— Start of Input —
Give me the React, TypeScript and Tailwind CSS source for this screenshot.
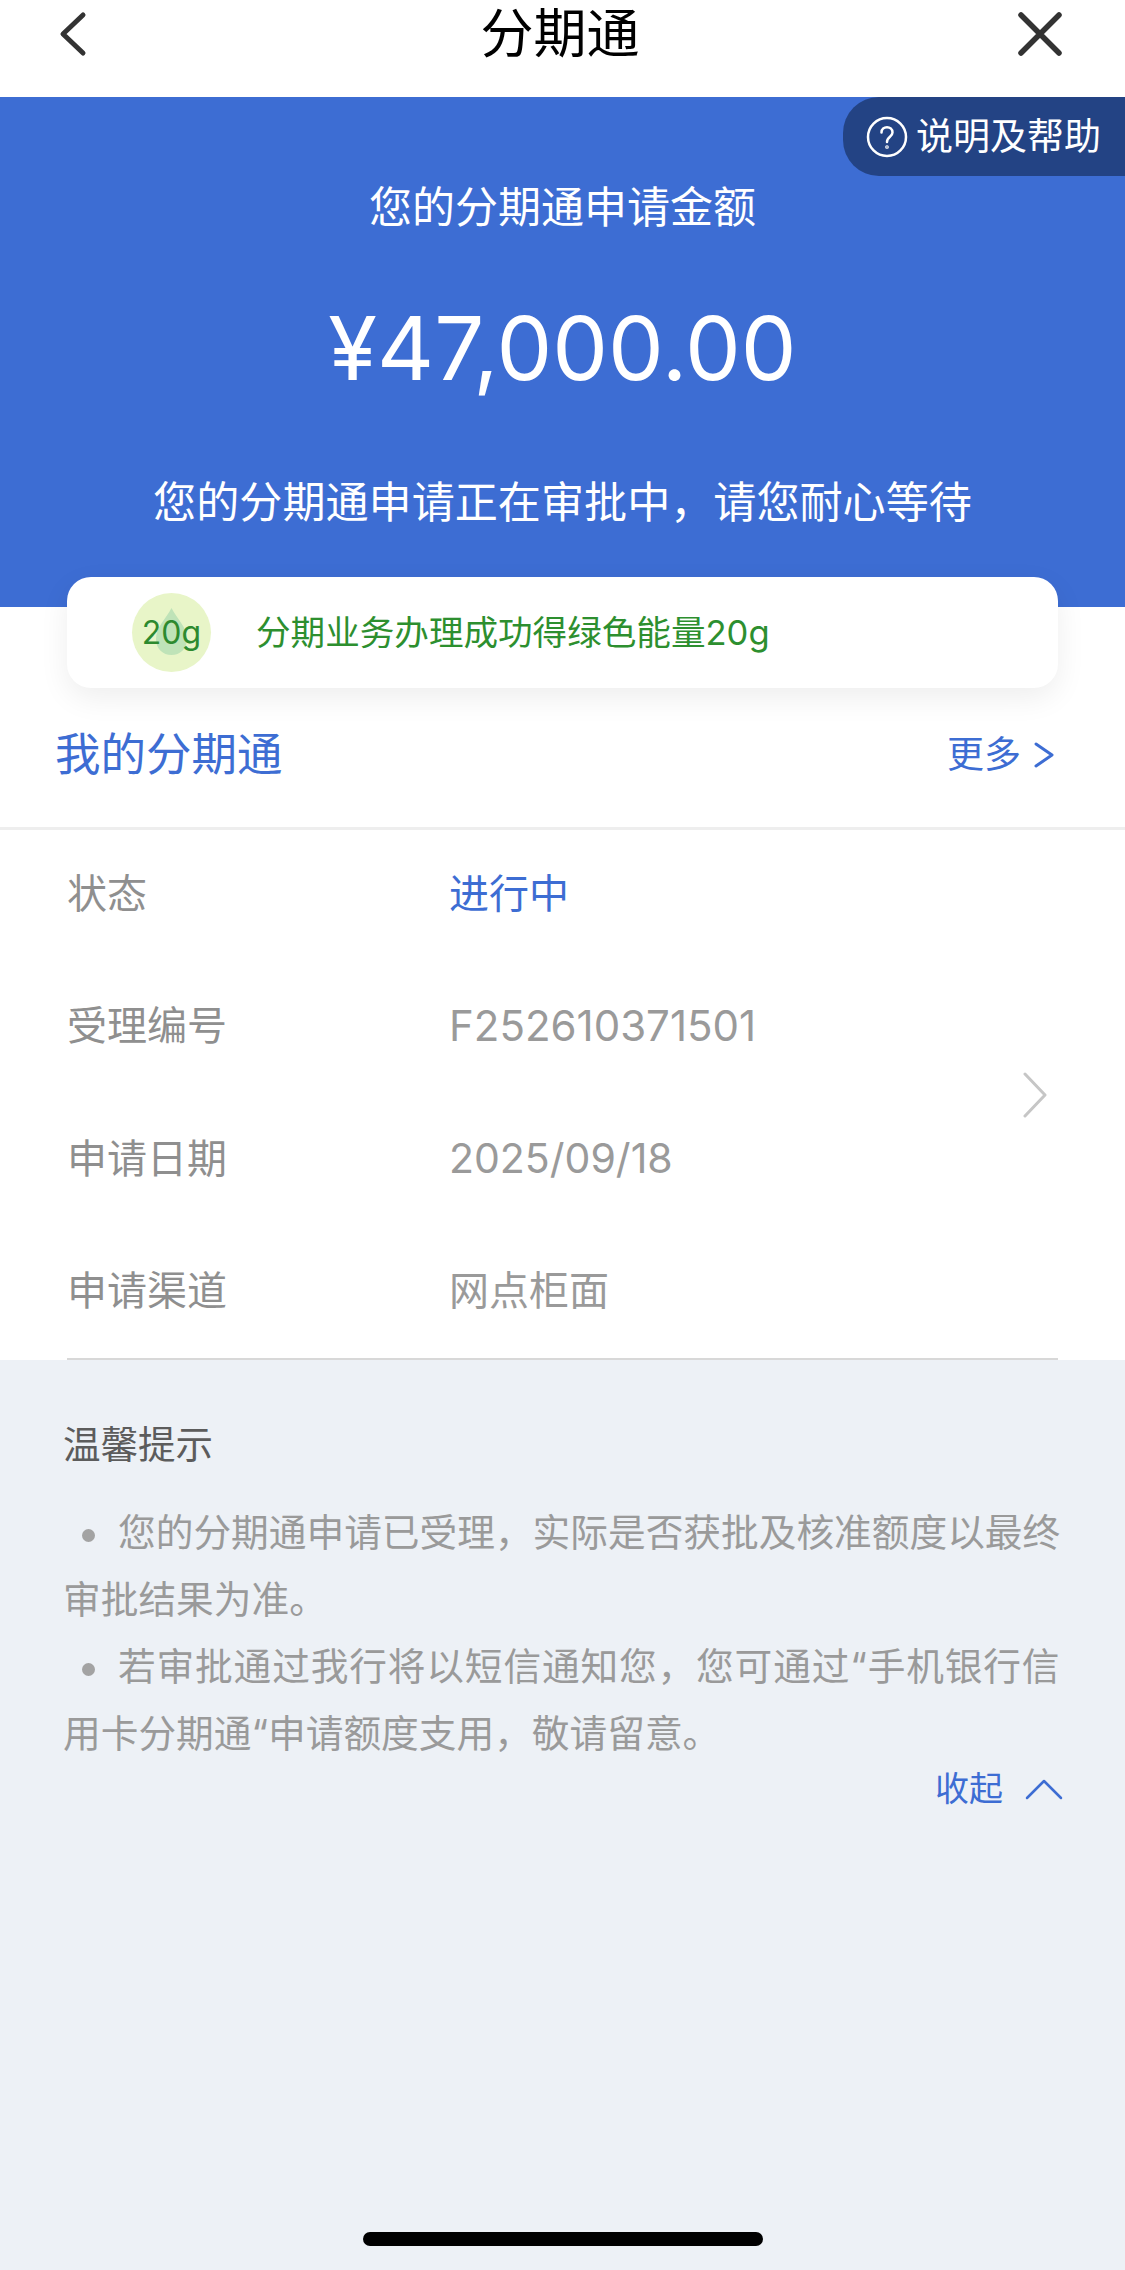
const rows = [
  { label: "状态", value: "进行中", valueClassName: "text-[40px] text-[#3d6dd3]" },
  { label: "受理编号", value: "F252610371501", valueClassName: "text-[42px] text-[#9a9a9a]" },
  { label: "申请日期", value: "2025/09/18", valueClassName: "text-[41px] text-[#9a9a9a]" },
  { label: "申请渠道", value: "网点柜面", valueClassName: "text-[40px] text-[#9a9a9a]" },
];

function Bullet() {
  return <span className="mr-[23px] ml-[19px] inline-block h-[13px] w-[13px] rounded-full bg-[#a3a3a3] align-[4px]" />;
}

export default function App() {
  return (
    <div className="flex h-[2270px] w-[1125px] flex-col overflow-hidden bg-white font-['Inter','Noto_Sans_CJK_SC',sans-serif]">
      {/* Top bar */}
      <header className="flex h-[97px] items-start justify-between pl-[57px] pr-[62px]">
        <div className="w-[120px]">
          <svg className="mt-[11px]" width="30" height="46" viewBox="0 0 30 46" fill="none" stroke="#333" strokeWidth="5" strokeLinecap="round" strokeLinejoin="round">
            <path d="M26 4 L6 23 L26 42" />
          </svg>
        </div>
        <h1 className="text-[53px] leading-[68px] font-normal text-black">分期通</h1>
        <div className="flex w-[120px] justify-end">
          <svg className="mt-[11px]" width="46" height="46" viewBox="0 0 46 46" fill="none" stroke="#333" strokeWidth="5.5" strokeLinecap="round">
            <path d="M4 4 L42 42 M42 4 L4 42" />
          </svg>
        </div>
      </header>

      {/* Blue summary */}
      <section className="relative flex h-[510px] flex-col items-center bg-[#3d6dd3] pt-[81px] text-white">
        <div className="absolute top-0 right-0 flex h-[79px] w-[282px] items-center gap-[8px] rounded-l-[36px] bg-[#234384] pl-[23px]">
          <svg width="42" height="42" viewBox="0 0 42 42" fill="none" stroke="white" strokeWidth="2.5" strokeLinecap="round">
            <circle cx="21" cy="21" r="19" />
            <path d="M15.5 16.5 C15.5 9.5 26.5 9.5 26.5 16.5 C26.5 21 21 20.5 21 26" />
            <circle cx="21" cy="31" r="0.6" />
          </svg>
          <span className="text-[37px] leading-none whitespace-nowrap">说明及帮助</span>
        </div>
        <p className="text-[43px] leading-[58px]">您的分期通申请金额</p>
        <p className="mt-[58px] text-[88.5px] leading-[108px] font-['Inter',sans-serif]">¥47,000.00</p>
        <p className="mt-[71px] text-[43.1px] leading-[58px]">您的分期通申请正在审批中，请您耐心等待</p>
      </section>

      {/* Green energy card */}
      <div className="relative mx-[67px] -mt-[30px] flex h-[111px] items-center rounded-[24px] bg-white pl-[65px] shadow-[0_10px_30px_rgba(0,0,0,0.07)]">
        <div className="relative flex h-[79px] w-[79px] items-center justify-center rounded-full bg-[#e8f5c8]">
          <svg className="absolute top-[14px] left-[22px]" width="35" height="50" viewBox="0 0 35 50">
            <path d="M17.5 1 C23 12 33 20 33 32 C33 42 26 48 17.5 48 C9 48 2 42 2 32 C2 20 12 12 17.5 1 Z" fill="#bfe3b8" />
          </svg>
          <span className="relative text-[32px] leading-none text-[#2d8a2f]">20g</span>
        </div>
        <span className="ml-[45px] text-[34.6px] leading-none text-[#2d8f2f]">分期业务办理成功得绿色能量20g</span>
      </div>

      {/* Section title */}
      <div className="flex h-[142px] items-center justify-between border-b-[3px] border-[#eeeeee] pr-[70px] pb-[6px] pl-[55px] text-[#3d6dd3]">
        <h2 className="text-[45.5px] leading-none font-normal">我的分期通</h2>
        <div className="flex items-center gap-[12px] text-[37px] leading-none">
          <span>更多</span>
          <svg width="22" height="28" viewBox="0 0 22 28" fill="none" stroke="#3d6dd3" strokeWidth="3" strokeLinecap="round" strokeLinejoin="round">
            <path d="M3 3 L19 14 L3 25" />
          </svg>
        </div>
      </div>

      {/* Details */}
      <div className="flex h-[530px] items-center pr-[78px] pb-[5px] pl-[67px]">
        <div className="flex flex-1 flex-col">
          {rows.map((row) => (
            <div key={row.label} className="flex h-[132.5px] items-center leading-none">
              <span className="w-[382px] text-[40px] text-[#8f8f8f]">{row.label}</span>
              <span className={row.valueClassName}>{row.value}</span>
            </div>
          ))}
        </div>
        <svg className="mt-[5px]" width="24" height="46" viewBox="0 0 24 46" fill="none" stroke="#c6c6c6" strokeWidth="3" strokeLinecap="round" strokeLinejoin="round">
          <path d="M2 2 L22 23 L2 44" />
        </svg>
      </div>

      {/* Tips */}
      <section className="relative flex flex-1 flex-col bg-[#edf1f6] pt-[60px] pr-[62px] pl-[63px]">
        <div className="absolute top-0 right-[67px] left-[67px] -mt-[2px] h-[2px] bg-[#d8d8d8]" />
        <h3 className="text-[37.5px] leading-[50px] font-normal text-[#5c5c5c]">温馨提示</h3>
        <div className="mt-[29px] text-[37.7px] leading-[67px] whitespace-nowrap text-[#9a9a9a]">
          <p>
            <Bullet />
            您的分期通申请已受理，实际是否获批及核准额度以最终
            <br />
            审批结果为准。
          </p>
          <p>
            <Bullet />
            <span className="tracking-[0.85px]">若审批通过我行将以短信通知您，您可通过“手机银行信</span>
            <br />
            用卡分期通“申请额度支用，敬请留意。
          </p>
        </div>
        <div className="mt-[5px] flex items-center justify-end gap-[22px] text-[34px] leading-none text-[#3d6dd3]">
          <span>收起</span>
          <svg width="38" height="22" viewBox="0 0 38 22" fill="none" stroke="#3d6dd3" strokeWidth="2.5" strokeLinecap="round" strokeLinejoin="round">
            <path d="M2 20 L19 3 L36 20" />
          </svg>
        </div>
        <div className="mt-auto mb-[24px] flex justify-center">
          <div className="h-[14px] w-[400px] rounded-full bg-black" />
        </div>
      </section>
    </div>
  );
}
— End of Input —
— Start of Input —
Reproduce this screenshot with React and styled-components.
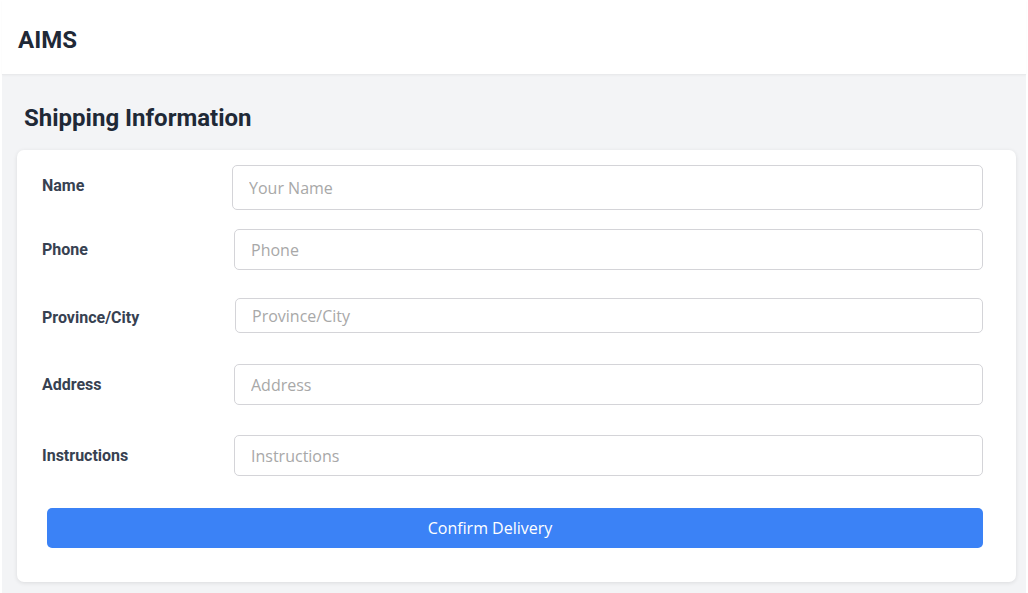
— End of Input —
**Task requirements**. Copy all lines from the material that hold "this".

**Expected answer**.
Give me the React, TypeScript and Tailwind CSS source for this screenshot.
Reproduce this screenshot with React and styled-components.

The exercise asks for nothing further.